The data from one of the programmes, Changing Diabetes in Children, puts the figure at 0.96 per 100,000 children below 15 in Dhaka.
These numbers suggest that a lot of children suffering from diabetes are from outside the capital.
Bedowra said two-thirds of the registered children are from outside Dhaka—some from as far as Satkhira, like seven-and-a-half-year-old Nabil Riyad, only son of Amanullah, a madrasa teacher.
An energetic Nabil often gets minor cuts while playing and walking barefoot. His father was showing the injury marks on his soles to a doctor in the ward. The physician warned Amanullah that the boy should never be allowed to run around or even walk without slippers. Any infection from an injury could prove to be dangerous.
AN ALARMING TREND
While type-1 diabetes can be addressed by raising awareness of parents, children, the government, and society at large, another phenomenon is coming into sight—type-2 diabetes among children.
The prevalence of the disease was rare even a decade ago. It shot up to 14 percent in 2015 from just two percent five years back, according to a study by a team led by Bedowra. The survey was done on 1,369 children and adolescents who received treatment under Changing Diabetes in Children programme at Birdem.
As many as 155 of them were type-2 diabetic. More than 90 percent of them belong to the affluent class, Bedowra said.

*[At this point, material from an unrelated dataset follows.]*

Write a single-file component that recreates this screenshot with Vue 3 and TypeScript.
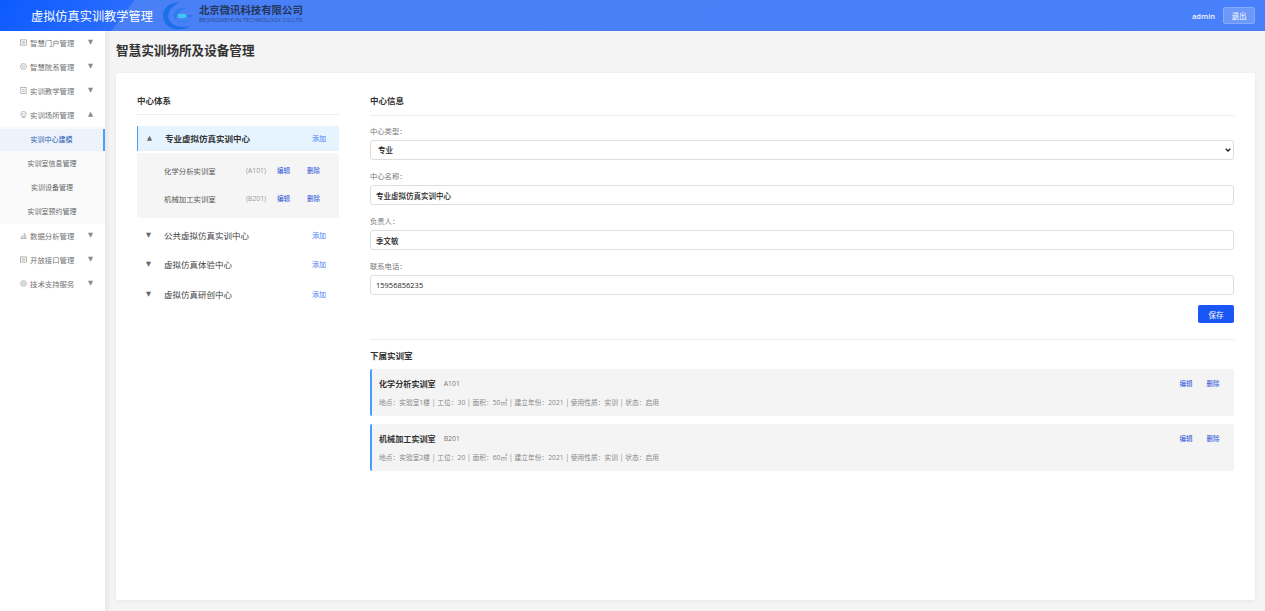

Unlike parents of the previous group, “These parents could easily prevent it just by encouraging a healthy diet, activity and discipline,” she said, while admonishing a girl of 16 years in her office. The girl, daughter of a businessman in Narayanganj, who didn't want to be named, had long crossed the recommended maximum weight for being a diabetic; she stands at 90 kilogrammes now. The doctor told her that increasing insulin quantity would not help her much if she continued putting on weight.